The current overwhelming barrier to adoption is not having a finished spec.

Is encryption efficiency or IOT applicability an important issue? Yep. Those sound like perfect areas to focus on in the next version of DIDComm.

That's essentially the take away I walked away from when I couldn't get consensus on this a few IIW's ago. This has always been an issue in the back of my mind, but I came to realize oh well, we can optimize as needed rather than try to fit everything in right away.

kdenhartog commented 3 years ago

DIDComm's multi-recipient feature is intended for a small number of recipients (e.g., 2-5). It is NOT intended for a group of 100. For that, we expect to use a hub-and-spoke topology (send a message to a hub; the hub resends to all the other parties). That is how most group chat technologies work.

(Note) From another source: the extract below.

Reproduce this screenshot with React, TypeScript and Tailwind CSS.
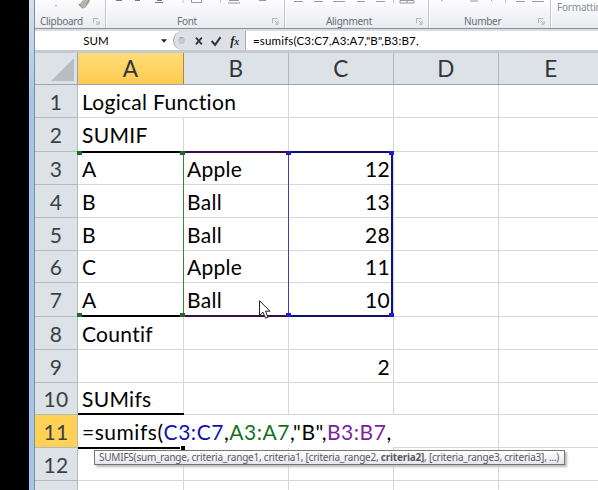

It's worth noting this is why MLS (message layer security) was so interesting to me. Their tree-kem structure allowed for large groups while maintaining perfect forward secrecy and post-compromise security. We could look to adapt these capabilities in future protocols as a DIDComm-Large-groups where an RFC to adapt the cryptographic primitives into the JWE structure is defined similar to how 1PU has done. Similar thinking has been considered for the axolotl ratchet scheme from signal. It's my opinion that it would be best for this group to not bring this into scope at this point though and leave it for a later date.

andrewwhitehead commented 3 years ago

Agreed that secure communication among large groups should be out of scope for now. It requires additional protocols to perform key updates among the members, and is generally a complex problem with various performance trade-offs. If somebody needed to do this then I think the best options would be to communicate using an existing secure group chat like Matrix (or something based on MLS), or having a central authority distribute the messages to group members.